Sotheby’s will auction off five unique Bang & Olufsen BeoSound 1 speakers this week, which the two companies are calling a celebration of the art of design. Each speaker has been individually anodized and dyed at B&O’s world-leading aluminum factory in Denmark. This is what makes the pieces genuinely special: Bang & Olufsen fancies itself the best company in the world when it comes to crafting aluminum (its high-profile clients like BMW would agree), and it achieves a level of design precision that’s rarely matched. You certainly couldn’t just buy a generic BeoSound 1 and spray-paint it to look like one of these special one-of-a-kind editions.
Originally produced to mark the 2016 launch of the BeoSound 1 360-degree wireless speaker, the five distinctively colored pieces are going up for online auction this Thursday, with an estimated final cost of somewhere between $3,000 and $5,000. That’s double and triple the original price of $1,495, which was in itself a steep hill climb for a Wi-Fi speaker.

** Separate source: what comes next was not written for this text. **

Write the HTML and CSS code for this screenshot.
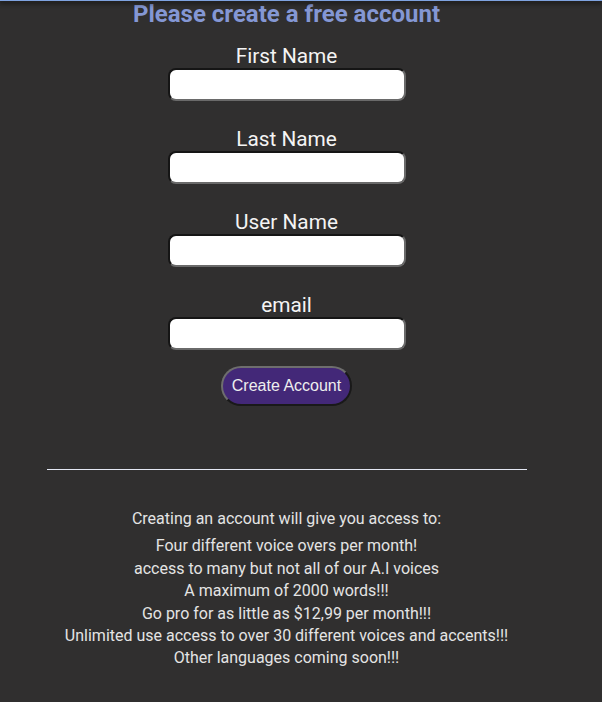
FILE: index.html
```html
<!DOCTYPE html>
<html>
<head>
<meta charset="utf-8">
<link rel="stylesheet" href="styles.css">
</head>
<body>
<div class="topbar"></div>
<main class="page">
  <h1 class="title">Please create a free account</h1>
  <form class="form">
    <label class="field"><span class="label">First Name</span><input class="input" type="text"></label>
    <label class="field"><span class="label">Last Name</span><input class="input" type="text"></label>
    <label class="field"><span class="label">User Name</span><input class="input" type="text"></label>
    <label class="field"><span class="label">email</span><input class="input" type="email"></label>
    <button class="btn" type="button">Create Account</button>
  </form>
  <hr class="rule">
  <section class="info">
    <p class="intro">Creating an account will give you access to:</p>
    <p class="list">Four different voice overs per month!<br>access to many but not all of our A.I voices<br>A maximum of 2000 words!!!<br>Go pro for as little as $12,99 per month!!!<br>Unlimited use access to over 30 different voices and accents!!!<br>Other languages coming soon!!!</p>
  </section>
</main>
</body>
</html>
```
FILE: styles.css
```css
html, body {
  margin: 0;
  padding: 0;
}
body {
  background: #302f2f;
  font-family: Roboto, "Liberation Sans", sans-serif;
  color: #f2f2f2;
  height: 702px;
  overflow: hidden;
}
.topbar {
  height: 1px;
  background: #7fa3e0;
  box-shadow: 0 1px 5px 1px #111;
  position: relative;
}
.page {
  width: 573px;
  display: flex;
  flex-direction: column;
  align-items: center;
  text-align: center;
}
.title {
  margin: 0;
  font-size: 24px;
  line-height: 26px;
  font-weight: 700;
  color: #8497d4;
}
.form {
  display: flex;
  flex-direction: column;
  align-items: center;
  margin-top: 17px;
}
.field {
  display: flex;
  flex-direction: column;
  align-items: center;
  margin-bottom: 26px;
}
.label {
  font-size: 20.8px;
  line-height: 24px;
  color: #f4f4f4;
}
.input {
  box-sizing: border-box;
  width: 238px;
  height: 33px;
  border: 2px inset #6a6a6a;
  border-radius: 8px;
  background: #fff;
  margin: 0;
}
.field:nth-child(4) {
  margin-bottom: 16px;
}
.btn {
  box-sizing: border-box;
  height: 40px;
  width: 131px;
  padding: 0;
  border: 2px outset #6e6e6e;
  border-radius: 20px;
  background: #432878;
  color: #eee;
  font-family: "Liberation Sans", Arial, sans-serif;
  font-size: 16px;
}
.rule {
  width: 480px;
  margin: 63px 0 0;
  border: 0;
  height: 1px;
  background: #e4e8f4;
}
.info {
  margin-top: 38px;
  font-size: 16px;
  line-height: 22.4px;
  color: #e4e4e4;
}
.intro {
  margin: 0 0 5px;
}
.list {
  margin: 0;
}
```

I reviewed the larger BeoSound 2 last year and really enjoyed its warm and friendly sound, though not to the degree where I would recommend it as a rational $1,995 purchase. The BeoSound 1 has the advantage of being nominally portable — with a built-in 16-hour battery — though reviews of its sound quality and performance don’t describe it as being the truly hi-fi product that might justify its price in functional terms. No, if you’re buying one of these B&O speakers, you’re doing it for the looks, the precise engineering, and, in the case of these five unique examples, the knowledge you have a thing inscribed with “1/1” to signify its exclusivity.